** START OF SUPPLIED RECORDS **

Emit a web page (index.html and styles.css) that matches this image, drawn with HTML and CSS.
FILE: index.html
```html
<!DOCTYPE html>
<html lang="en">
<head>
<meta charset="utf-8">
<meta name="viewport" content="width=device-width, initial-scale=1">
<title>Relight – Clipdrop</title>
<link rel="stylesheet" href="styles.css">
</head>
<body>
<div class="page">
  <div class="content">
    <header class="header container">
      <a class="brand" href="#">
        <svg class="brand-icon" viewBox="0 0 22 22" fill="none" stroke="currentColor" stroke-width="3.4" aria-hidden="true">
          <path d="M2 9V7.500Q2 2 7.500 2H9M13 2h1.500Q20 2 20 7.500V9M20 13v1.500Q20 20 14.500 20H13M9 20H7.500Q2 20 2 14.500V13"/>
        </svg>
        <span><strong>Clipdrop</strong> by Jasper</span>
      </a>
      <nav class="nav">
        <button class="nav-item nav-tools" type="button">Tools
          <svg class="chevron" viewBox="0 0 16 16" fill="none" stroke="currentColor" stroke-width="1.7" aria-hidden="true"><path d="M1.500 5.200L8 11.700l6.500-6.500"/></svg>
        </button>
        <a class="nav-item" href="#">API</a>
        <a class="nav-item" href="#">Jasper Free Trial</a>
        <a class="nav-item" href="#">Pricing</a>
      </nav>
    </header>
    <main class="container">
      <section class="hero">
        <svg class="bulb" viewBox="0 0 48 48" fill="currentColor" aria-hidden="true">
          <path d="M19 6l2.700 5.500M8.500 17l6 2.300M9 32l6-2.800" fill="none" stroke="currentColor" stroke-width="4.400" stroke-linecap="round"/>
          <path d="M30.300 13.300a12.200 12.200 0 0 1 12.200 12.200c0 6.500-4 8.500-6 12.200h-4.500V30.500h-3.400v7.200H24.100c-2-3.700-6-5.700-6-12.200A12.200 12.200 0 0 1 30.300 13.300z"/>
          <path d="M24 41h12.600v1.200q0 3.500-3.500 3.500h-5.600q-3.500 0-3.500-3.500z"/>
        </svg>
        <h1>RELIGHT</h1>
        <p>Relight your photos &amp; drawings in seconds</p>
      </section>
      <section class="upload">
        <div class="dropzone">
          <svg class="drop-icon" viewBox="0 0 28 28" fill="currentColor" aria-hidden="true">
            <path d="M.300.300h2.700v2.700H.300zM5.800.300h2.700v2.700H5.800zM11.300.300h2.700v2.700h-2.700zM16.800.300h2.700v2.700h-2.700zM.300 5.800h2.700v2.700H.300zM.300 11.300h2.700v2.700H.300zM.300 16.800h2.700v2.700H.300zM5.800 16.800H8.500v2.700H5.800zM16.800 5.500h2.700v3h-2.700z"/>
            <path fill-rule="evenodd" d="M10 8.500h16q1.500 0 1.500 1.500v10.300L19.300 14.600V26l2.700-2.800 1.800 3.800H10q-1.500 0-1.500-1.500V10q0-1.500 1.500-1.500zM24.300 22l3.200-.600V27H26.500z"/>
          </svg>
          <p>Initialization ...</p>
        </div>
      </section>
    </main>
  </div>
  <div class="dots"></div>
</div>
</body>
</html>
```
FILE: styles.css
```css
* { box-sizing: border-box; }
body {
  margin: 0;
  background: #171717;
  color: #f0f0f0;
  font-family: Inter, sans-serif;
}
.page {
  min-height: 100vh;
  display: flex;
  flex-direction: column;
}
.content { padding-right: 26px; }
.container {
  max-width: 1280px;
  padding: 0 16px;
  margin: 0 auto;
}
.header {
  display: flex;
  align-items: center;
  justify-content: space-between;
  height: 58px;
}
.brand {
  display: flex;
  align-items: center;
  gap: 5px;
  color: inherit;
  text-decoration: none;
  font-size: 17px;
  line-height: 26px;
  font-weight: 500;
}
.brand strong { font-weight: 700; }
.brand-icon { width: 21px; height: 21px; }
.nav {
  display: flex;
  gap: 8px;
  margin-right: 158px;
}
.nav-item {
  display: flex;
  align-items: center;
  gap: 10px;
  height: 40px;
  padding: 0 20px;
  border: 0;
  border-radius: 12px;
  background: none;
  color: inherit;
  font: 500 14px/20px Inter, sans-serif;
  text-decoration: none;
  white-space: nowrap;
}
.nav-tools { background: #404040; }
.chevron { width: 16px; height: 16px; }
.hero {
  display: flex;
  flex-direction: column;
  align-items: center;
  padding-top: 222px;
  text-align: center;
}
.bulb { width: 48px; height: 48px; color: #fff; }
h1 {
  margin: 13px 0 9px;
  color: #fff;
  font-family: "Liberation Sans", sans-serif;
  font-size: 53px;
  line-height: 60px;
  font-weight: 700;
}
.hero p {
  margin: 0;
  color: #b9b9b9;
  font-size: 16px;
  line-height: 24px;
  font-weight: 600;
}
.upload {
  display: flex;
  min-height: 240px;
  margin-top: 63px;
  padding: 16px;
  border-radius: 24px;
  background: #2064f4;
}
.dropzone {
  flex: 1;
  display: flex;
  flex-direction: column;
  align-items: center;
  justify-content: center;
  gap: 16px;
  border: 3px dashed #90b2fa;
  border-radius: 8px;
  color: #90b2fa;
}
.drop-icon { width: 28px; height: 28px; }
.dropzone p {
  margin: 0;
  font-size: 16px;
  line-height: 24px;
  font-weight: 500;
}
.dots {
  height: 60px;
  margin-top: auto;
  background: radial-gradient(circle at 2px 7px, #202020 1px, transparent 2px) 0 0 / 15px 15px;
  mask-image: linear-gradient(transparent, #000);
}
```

** END OF SUPPLIED RECORDS **
** START OF SUPPLIED RECORDS **

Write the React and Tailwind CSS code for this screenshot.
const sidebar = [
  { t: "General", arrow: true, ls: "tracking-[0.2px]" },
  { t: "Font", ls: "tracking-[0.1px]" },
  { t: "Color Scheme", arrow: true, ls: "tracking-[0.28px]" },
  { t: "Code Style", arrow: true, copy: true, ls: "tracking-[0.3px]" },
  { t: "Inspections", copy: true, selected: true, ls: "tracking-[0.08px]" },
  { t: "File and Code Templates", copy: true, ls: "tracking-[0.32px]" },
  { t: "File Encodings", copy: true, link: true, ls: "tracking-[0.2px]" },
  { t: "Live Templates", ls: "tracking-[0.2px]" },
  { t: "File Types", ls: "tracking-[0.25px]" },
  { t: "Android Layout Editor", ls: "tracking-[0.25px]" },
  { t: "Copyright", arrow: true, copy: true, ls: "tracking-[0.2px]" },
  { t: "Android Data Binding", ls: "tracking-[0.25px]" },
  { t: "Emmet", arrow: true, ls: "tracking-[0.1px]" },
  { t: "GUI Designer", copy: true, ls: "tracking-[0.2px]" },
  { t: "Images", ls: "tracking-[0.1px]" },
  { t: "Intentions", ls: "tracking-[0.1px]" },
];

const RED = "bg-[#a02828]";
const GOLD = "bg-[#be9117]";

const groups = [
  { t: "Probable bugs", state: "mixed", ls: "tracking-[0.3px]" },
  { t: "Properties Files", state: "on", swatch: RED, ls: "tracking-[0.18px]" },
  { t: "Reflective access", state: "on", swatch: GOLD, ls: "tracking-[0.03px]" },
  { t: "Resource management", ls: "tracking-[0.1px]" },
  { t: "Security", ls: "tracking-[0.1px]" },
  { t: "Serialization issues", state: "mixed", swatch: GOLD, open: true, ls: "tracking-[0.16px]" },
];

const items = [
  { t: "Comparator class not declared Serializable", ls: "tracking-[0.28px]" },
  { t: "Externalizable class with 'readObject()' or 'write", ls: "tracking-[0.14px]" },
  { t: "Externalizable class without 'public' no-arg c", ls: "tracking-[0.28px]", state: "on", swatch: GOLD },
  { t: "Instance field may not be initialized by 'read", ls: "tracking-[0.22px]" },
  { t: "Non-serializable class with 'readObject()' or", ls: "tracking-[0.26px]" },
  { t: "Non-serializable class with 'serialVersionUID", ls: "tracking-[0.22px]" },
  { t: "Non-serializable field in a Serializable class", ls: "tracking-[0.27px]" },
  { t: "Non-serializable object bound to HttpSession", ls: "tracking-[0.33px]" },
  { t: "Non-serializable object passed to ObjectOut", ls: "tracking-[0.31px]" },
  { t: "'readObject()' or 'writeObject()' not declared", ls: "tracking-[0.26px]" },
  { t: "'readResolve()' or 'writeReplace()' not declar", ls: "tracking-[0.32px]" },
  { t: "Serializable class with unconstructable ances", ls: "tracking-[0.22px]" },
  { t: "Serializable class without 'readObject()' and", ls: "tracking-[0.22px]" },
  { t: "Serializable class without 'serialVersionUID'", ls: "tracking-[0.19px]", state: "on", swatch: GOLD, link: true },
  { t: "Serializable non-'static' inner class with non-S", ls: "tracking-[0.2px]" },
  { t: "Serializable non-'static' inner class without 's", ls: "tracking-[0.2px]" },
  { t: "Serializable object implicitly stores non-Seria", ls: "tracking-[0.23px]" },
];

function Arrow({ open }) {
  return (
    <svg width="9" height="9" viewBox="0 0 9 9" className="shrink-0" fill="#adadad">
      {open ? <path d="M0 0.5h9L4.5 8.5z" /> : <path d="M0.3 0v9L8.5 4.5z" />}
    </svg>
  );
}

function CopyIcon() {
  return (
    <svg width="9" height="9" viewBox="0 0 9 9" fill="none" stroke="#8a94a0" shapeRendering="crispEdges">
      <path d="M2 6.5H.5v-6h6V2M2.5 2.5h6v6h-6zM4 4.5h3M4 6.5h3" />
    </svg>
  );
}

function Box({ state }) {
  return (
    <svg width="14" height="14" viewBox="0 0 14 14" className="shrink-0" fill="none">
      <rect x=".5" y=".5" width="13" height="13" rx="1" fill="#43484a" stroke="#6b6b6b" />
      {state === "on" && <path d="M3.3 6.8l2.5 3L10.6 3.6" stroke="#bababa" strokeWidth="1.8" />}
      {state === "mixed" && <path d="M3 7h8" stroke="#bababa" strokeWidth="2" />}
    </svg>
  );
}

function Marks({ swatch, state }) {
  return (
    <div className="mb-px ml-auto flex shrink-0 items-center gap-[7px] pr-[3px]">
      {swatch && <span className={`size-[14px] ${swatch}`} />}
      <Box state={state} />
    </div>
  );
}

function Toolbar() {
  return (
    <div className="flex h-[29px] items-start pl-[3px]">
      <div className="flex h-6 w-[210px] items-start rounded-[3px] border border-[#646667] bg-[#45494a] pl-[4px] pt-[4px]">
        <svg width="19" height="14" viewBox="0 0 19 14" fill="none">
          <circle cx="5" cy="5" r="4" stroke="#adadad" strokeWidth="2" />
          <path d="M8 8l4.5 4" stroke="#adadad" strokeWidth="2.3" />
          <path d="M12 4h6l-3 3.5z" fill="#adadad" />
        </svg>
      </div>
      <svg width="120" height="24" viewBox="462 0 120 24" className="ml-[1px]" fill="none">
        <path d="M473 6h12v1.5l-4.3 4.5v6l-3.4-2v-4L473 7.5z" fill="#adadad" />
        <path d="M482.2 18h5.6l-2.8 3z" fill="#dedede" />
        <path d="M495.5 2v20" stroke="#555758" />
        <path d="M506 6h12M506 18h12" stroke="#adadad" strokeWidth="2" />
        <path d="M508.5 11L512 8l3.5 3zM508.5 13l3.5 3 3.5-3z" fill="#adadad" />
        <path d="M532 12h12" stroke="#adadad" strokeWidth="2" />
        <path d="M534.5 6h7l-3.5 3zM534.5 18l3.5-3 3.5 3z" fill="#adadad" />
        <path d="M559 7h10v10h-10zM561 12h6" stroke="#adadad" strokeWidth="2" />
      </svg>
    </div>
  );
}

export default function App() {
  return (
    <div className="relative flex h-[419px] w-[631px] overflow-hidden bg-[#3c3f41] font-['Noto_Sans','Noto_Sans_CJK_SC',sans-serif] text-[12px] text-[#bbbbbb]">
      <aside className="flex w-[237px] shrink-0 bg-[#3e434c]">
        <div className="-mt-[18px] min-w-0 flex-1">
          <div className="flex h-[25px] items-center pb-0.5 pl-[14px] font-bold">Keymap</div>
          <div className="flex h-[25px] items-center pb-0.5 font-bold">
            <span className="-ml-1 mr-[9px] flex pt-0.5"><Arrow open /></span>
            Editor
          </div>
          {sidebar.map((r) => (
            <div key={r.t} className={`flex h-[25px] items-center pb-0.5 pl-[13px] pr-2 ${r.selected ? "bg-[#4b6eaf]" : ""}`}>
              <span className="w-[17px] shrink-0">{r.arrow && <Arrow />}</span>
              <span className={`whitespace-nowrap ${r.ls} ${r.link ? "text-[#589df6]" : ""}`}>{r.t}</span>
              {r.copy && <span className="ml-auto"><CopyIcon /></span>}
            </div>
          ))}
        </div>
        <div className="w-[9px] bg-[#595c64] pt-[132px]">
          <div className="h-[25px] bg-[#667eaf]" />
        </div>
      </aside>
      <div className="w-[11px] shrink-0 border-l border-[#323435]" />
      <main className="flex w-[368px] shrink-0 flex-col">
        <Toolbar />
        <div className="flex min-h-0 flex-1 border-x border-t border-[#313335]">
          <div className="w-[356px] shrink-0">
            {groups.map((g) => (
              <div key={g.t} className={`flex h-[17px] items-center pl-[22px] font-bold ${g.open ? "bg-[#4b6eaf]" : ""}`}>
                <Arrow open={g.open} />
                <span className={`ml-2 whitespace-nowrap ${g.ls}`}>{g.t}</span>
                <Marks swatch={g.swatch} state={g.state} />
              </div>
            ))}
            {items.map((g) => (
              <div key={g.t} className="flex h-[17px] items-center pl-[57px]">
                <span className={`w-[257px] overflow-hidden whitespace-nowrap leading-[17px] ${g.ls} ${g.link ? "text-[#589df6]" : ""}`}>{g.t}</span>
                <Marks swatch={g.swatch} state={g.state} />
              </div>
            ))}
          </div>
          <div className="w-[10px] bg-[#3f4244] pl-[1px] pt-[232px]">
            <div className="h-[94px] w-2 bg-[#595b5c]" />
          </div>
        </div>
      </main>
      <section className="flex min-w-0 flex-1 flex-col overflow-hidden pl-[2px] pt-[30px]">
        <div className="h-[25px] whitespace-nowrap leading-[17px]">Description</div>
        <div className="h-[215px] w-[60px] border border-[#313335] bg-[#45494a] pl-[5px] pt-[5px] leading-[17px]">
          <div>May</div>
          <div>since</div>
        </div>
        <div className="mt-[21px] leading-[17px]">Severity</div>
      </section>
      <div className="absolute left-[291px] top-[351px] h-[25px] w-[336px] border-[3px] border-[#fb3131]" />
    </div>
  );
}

** END OF SUPPLIED RECORDS **

REQUIREMENTS: Your task is to pick out every line with the string "index" and copy it.

SOLUTION BELOW:
Emit a web page (index.html and styles.css) that matches this image, drawn with HTML and CSS.
FILE: index.html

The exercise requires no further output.